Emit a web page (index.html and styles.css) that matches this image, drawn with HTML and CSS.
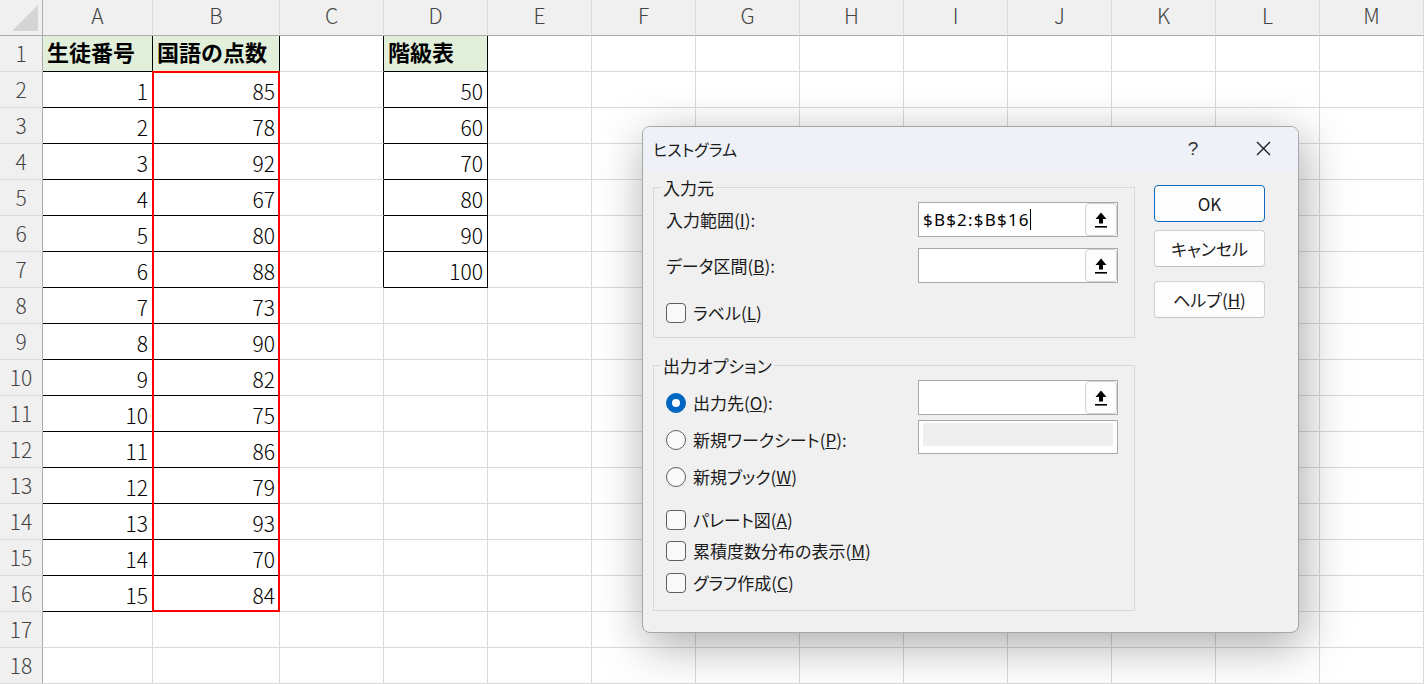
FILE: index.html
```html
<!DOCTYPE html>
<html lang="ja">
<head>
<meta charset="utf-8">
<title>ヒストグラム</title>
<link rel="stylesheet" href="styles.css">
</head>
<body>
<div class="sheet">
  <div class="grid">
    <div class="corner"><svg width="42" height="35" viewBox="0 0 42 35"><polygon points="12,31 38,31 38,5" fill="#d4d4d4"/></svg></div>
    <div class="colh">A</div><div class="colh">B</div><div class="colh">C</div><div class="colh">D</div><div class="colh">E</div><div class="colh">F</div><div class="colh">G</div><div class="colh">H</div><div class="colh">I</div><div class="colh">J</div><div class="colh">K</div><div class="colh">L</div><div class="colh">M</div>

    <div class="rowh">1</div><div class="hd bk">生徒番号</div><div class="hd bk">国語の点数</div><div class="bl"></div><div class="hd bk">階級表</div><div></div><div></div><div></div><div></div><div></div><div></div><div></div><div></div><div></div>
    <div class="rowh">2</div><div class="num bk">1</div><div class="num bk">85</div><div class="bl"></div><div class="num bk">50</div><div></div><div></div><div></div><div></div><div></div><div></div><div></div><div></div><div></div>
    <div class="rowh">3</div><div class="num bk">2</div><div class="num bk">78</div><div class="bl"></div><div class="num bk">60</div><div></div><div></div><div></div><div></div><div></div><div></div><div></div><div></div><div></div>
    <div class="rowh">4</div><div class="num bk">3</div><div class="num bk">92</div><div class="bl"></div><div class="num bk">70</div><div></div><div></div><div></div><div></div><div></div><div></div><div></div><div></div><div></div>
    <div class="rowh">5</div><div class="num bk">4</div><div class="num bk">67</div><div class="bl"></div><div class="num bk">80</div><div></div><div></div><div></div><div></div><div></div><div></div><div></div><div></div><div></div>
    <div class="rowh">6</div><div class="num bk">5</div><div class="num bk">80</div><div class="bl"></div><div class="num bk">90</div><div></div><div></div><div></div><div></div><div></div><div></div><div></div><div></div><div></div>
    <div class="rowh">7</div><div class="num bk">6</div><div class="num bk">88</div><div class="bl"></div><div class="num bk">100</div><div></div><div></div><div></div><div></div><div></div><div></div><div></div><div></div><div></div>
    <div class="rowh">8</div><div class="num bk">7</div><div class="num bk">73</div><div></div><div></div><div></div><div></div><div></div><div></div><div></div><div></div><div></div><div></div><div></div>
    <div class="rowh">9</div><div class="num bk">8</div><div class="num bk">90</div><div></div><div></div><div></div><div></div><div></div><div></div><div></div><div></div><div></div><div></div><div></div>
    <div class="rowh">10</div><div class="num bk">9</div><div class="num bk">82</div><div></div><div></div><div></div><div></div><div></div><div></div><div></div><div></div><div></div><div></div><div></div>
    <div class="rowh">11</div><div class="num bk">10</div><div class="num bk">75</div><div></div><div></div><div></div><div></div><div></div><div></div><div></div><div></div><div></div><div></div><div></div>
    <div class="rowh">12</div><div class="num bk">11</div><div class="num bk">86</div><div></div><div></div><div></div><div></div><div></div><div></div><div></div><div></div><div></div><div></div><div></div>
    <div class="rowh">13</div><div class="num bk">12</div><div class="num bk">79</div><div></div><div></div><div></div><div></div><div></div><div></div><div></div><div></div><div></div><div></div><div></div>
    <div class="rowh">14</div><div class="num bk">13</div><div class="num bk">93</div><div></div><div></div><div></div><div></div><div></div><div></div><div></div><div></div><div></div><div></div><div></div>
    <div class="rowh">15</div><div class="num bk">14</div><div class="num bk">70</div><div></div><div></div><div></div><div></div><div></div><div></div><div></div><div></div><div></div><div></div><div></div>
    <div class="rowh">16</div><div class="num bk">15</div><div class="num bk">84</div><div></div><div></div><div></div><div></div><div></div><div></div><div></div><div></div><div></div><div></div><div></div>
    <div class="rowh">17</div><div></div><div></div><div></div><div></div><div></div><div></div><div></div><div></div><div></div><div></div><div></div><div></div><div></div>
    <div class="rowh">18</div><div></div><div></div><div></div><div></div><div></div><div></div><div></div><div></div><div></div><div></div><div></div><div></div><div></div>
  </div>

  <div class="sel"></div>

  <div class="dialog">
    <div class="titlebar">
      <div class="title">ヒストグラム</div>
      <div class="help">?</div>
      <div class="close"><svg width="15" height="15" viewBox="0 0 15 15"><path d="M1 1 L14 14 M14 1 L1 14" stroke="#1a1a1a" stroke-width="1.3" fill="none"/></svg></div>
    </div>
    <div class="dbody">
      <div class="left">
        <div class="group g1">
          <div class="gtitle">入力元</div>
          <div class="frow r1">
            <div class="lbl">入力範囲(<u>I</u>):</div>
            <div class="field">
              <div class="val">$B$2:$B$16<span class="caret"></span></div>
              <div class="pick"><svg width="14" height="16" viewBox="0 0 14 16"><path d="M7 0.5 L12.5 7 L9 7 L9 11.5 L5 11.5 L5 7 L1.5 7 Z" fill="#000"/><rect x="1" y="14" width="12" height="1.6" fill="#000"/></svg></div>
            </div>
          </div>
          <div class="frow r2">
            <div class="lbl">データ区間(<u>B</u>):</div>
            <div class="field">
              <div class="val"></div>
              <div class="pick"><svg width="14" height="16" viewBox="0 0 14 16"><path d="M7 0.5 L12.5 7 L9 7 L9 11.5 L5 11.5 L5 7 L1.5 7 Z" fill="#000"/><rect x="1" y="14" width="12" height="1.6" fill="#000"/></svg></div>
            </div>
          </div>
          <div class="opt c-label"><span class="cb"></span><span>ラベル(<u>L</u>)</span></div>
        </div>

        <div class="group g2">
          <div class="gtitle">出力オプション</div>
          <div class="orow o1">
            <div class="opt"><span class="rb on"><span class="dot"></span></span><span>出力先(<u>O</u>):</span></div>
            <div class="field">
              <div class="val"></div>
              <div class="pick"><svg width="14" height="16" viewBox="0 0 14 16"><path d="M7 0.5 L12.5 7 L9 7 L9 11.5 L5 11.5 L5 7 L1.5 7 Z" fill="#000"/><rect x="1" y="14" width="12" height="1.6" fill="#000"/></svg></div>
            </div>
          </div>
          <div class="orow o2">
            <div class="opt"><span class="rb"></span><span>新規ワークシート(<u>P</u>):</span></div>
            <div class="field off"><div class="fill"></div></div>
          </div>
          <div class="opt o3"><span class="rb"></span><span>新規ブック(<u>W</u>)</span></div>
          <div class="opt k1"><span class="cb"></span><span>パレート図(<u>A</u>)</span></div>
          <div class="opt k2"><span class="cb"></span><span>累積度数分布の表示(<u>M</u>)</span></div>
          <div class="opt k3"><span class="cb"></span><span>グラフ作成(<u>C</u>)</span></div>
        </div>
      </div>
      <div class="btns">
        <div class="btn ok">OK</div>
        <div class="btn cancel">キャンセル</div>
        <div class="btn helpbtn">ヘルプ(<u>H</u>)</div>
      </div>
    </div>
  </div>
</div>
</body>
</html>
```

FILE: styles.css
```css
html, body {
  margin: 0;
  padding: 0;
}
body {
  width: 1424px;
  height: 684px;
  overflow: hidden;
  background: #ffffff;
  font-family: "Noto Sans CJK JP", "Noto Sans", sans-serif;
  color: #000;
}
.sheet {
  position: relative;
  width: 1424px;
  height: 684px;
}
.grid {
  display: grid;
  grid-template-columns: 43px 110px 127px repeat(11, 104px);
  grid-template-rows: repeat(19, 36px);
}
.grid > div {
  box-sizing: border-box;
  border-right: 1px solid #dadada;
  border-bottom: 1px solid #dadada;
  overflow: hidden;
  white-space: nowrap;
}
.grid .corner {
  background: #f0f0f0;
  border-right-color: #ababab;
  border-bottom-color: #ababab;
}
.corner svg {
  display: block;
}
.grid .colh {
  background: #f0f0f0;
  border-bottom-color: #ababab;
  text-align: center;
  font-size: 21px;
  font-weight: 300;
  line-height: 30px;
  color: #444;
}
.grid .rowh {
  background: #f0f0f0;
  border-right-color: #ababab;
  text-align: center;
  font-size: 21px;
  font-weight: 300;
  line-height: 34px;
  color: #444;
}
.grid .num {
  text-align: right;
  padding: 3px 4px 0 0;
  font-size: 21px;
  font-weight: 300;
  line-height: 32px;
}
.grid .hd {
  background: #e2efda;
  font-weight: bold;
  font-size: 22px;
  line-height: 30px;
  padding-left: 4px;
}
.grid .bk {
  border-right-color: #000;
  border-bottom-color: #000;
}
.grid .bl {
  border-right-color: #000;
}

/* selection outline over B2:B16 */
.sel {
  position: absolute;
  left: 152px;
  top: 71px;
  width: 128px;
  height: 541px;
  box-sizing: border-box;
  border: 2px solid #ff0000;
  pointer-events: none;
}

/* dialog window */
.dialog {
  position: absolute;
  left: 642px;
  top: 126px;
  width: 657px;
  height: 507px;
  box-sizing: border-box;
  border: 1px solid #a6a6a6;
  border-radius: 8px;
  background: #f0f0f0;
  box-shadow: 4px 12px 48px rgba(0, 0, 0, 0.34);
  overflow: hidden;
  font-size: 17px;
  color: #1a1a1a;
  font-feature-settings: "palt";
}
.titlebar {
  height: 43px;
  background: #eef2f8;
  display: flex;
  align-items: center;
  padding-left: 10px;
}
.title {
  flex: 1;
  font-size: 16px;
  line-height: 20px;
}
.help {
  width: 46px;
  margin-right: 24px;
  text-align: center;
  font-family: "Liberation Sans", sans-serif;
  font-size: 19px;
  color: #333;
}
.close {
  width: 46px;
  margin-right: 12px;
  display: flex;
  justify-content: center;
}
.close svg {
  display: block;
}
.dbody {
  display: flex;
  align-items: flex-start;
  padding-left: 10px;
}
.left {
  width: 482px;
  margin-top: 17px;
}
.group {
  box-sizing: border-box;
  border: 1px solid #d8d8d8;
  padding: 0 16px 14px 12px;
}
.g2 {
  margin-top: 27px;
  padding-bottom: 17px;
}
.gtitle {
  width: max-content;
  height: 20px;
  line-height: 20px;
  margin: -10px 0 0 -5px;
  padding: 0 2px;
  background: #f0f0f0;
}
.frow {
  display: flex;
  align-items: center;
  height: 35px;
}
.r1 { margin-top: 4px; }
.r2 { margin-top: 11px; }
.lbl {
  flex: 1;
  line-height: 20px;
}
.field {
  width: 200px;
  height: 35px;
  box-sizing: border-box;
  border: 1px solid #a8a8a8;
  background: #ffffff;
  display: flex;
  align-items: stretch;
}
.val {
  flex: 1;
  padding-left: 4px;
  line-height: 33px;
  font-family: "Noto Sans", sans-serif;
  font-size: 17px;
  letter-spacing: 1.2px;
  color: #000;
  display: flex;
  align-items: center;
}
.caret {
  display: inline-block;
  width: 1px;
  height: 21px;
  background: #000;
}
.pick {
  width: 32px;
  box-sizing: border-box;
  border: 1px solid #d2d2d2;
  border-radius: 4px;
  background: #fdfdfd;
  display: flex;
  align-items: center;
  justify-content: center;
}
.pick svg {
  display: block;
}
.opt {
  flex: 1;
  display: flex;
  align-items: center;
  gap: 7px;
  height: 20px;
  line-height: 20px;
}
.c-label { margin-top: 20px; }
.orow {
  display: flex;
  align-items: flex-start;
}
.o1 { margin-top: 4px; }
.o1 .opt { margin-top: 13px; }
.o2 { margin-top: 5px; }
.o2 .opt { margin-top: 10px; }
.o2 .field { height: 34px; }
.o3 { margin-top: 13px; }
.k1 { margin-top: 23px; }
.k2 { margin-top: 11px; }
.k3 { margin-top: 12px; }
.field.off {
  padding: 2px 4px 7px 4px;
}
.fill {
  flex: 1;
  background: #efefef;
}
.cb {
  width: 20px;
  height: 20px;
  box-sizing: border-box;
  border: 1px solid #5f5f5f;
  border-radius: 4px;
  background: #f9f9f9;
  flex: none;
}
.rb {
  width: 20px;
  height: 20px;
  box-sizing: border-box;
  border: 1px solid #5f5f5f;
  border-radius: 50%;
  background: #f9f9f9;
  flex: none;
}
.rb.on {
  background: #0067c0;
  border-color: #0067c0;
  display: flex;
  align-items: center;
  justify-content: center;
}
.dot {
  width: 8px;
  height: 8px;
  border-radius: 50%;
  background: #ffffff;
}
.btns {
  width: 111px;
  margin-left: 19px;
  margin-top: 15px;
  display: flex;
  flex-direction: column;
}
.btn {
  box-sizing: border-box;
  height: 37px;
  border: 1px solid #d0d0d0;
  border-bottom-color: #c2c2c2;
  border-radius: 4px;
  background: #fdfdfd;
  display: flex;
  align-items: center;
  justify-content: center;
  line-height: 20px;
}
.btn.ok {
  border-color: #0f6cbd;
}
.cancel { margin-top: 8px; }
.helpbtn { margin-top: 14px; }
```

#####

* WHAT IS EXPECTED *
Where does the word "index" appear? Return each line that holds it.

* ANSWER TO THIS TASK *
Emit a web page (index.html and styles.css) that matches this image, drawn with HTML and CSS.
FILE: index.html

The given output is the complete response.